Dear Mr. Fredericksen,

Thankkyou for your good letter of May 8th, not only because it confirms your interest in our photograph files, but for the good news that the Getty Museum plans a research source for the Southwest.

To begin with our archives, again I am sorry to have missed your visit, for I suspect that Mr. Saligman had forgotten that some five years ago we had more or less promised them to the Archives of American Art and that I had done considerable work on the sifting of the files for extraneous material - a task by no means completed, as my time was somewhat limited in these last few years when my husband's health problems consumed much of it. Nor, of course, did I know of your affiliation with the Archives.

Naturally, I have recently been in touch with Mr. McNaught, who is in charge of the Archives affairs here in New York and heis to come to the Gallery one day thisweek. He tells me that they would hold the files here in the city and I would be allowed to finish sorting them. So, it would be a question of your museum negotiating with the Archives for "who gets what". 
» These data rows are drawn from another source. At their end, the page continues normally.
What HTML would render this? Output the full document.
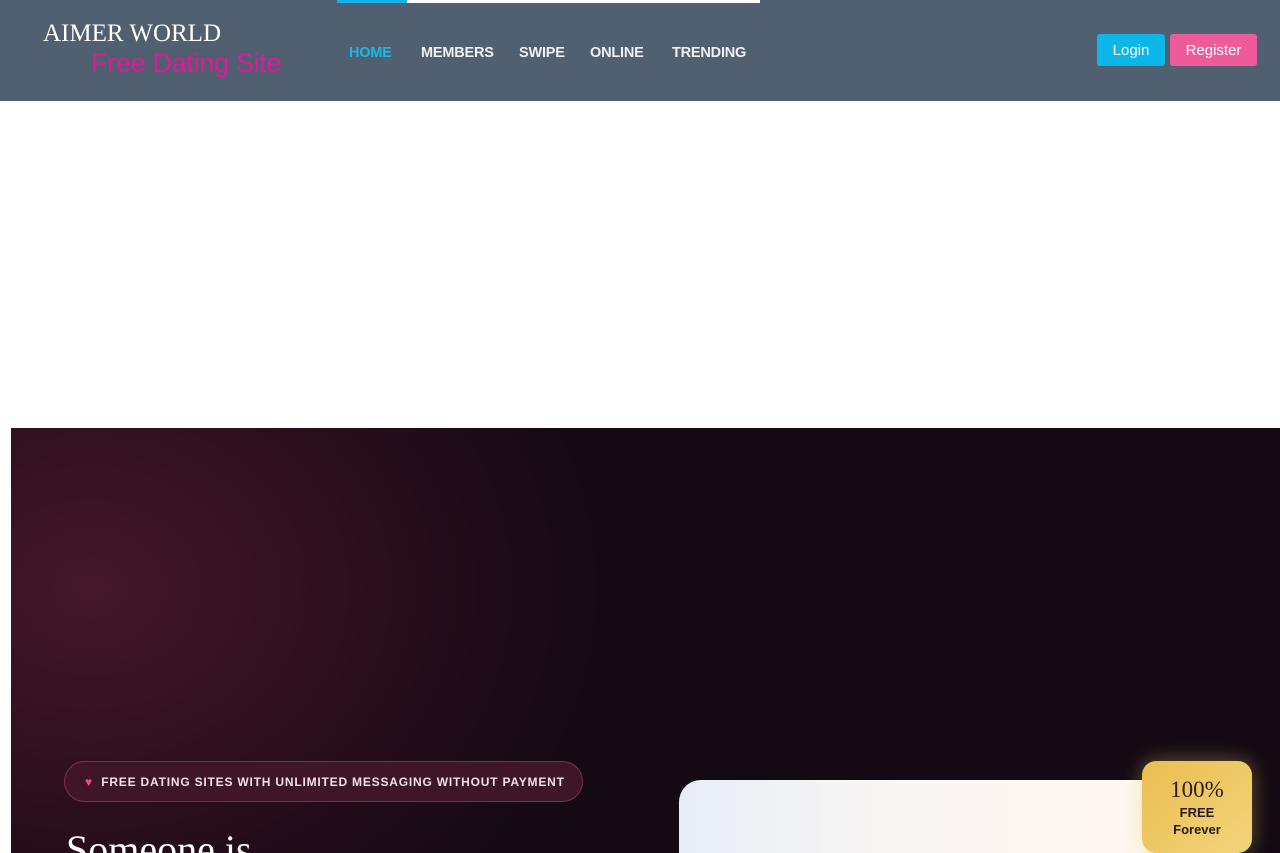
<!DOCTYPE html>
<html><head><style>
html,body{margin:0;width:1280px;height:853px;overflow:hidden}
body{background:#fff;font-family:"Liberation Sans",sans-serif;position:relative}
.hdr{position:absolute;left:0;top:0;width:1280px;height:101px;background:#506070}
.bar{position:absolute;top:0;left:337px;width:423px;height:3px;background:#fff}
.bar i{position:absolute;left:0;top:0;width:70px;height:3px;background:#14b4e6}
.l1{position:absolute;left:43px;top:20px;font-family:"Liberation Serif",serif;font-size:25px;color:#fff}
.l2{position:absolute;left:91px;top:48px;font-size:27px;color:#e0199a;letter-spacing:-.3px}
.nav{position:absolute;top:45px;font-size:14.5px;font-weight:bold;color:#f0f0f0;letter-spacing:-.2px}
.btn{position:absolute;top:34px;height:32px;border-radius:3px;color:#fff;font-size:15px;line-height:33px;text-align:center}
.hero{position:absolute;left:11px;top:428px;width:1269px;height:425px;background:radial-gradient(ellipse 520px 420px at 80px 160px,#45182a 0%,#2a0e1c 55%,#140a14 100%)}
.pill{position:absolute;left:64px;top:761px;width:519px;height:41px;border:1px solid #7a2e4c;border-radius:21px;background:#3f1628;color:#f0e0e8;font-size:12px;font-weight:bold;letter-spacing:.8px;line-height:40px;box-sizing:border-box;padding-left:20px}
.card{position:absolute;left:679px;top:780px;width:560px;height:73px;border-radius:22px 22px 0 0;background:linear-gradient(90deg,#e8eef6,#faf6f4 40%,#fff8ee)}
.badge{position:absolute;left:1142px;top:761px;width:110px;height:92px;border-radius:14px;background:linear-gradient(135deg,#eabd50,#f3d47c);text-align:center;color:#2a1a10;box-shadow:0 0 20px rgba(240,200,90,.4)}
</style></head><body>
<div class="hdr">
<div class="bar"><i></i></div>
<div class="l1">AIMER WORLD</div>
<div class="l2">Free Dating Site</div>
<div class="nav" style="left:349px;color:#1ab8ea">HOME</div>
<div class="nav" style="left:421px">MEMBERS</div>
<div class="nav" style="left:519px">SWIPE</div>
<div class="nav" style="left:590px">ONLINE</div>
<div class="nav" style="left:672px">TRENDING</div>
<div class="btn" style="left:1097px;width:68px;background:#0cb6e8">Login</div>
<div class="btn" style="left:1170px;width:87px;background:#ee5b9a">Register</div>
</div>
<div class="hero"></div>
<div class="pill"><span style="color:#e8508c">♥</span>&nbsp;&nbsp;FREE DATING SITES WITH UNLIMITED MESSAGING WITHOUT PAYMENT</div>
<div style="position:absolute;left:66px;top:826px;font-family:'Liberation Serif',serif;font-size:40px;color:#fff">Someone is</div>
<div class="card"></div>
<div class="badge"><div style="font-family:'Liberation Serif',serif;font-size:23px;margin-top:16px">100%</div><div style="font-size:13px;font-weight:bold;margin-top:2px">FREE</div><div style="font-size:13px;font-weight:bold;margin-top:2px">Forever</div></div>
</body></html>
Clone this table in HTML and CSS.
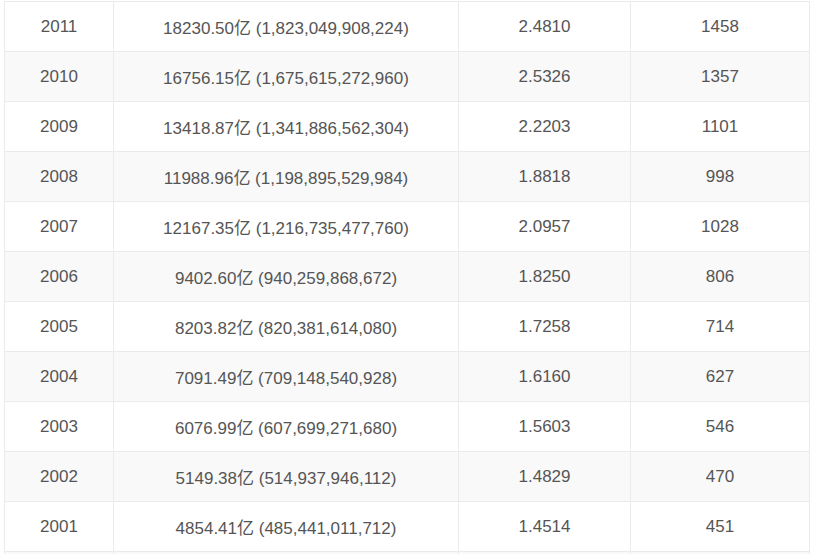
FILE: index.html
```html
<!DOCTYPE html>
<html lang="zh-CN">
<head>
<meta charset="utf-8">
<title>GDP</title>
<link rel="stylesheet" href="styles.css">
</head>
<body>
<div class="wrap">
<table class="data">
<colgroup><col class="c1"><col class="c2"><col class="c3"><col class="c4"></colgroup>
<tbody>
<tr><td>2011</td><td>18230.50亿 (1,823,049,908,224)</td><td>2.4810</td><td>1458</td></tr>
<tr><td>2010</td><td>16756.15亿 (1,675,615,272,960)</td><td>2.5326</td><td>1357</td></tr>
<tr><td>2009</td><td>13418.87亿 (1,341,886,562,304)</td><td>2.2203</td><td>1101</td></tr>
<tr><td>2008</td><td>11988.96亿 (1,198,895,529,984)</td><td>1.8818</td><td>998</td></tr>
<tr><td>2007</td><td>12167.35亿 (1,216,735,477,760)</td><td>2.0957</td><td>1028</td></tr>
<tr><td>2006</td><td>9402.60亿 (940,259,868,672)</td><td>1.8250</td><td>806</td></tr>
<tr><td>2005</td><td>8203.82亿 (820,381,614,080)</td><td>1.7258</td><td>714</td></tr>
<tr><td>2004</td><td>7091.49亿 (709,148,540,928)</td><td>1.6160</td><td>627</td></tr>
<tr><td>2003</td><td>6076.99亿 (607,699,271,680)</td><td>1.5603</td><td>546</td></tr>
<tr><td>2002</td><td>5149.38亿 (514,937,946,112)</td><td>1.4829</td><td>470</td></tr>
<tr><td>2001</td><td>4854.41亿 (485,441,011,712)</td><td>1.4514</td><td>451</td></tr>
<tr><td>&nbsp;</td><td>&nbsp;</td><td>&nbsp;</td><td>&nbsp;</td></tr>
</tbody>
</table>
</div>
</body>
</html>
```

FILE: styles.css
```css
html, body {
  margin: 0;
  padding: 0;
  background: #fff;
}
.wrap {
  padding: 1px 0 0 4px;
}
.data {
  border-collapse: collapse;
  table-layout: fixed;
  width: 805px;
  font-family: "Liberation Sans", Arial, "Noto Sans CJK SC", sans-serif;
  font-size: 17px;
  color: #555;
}
.c1 { width: 109px; }
.c2 { width: 345px; }
.c3 { width: 172px; }
.c4 { width: 179px; }
.data td {
  border: 1px solid #ebebeb;
  height: 50px;
  padding: 0 8px;
  box-sizing: border-box;
  text-align: center;
  vertical-align: middle;
  white-space: nowrap;
}
.data tr:nth-child(even) td {
  background: #f9f9f9;
}
```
As for the photographs, I should perhaps start by explaining why they are called "research files". This is because in the folder concerning each artist or each school and/or period, there is not only a photograph of any work by this artist or school which has been owned by the gallery, but there are examples from other sources. In addition, almost all of them contain notes, clippings, and references pertinent to them. For instance, the Manet file not only has such information, but also contains a list (possibly somewhat out-dated),but still useful) of every Manet owned in a European private collection.

Such a file often saves considerable time for a dealer's researcher and might do the same for a museum. However, if you wish to file the photographs separately, I am afraid it would be up to your staff to undertake it at this point. Of course, your staff would have the use of any of the material you wish to keep. Thus, this is what we have to offer you - 

1) Artists - Ten storage type file boxes (that is, each drawer is a "stacking box"), containing approximately 550 folders with one photograph of a painting or object owned by the gallery, plus whatever photos of the same artist we had been able to gather - sometimes quite numerous. As well as the above described material.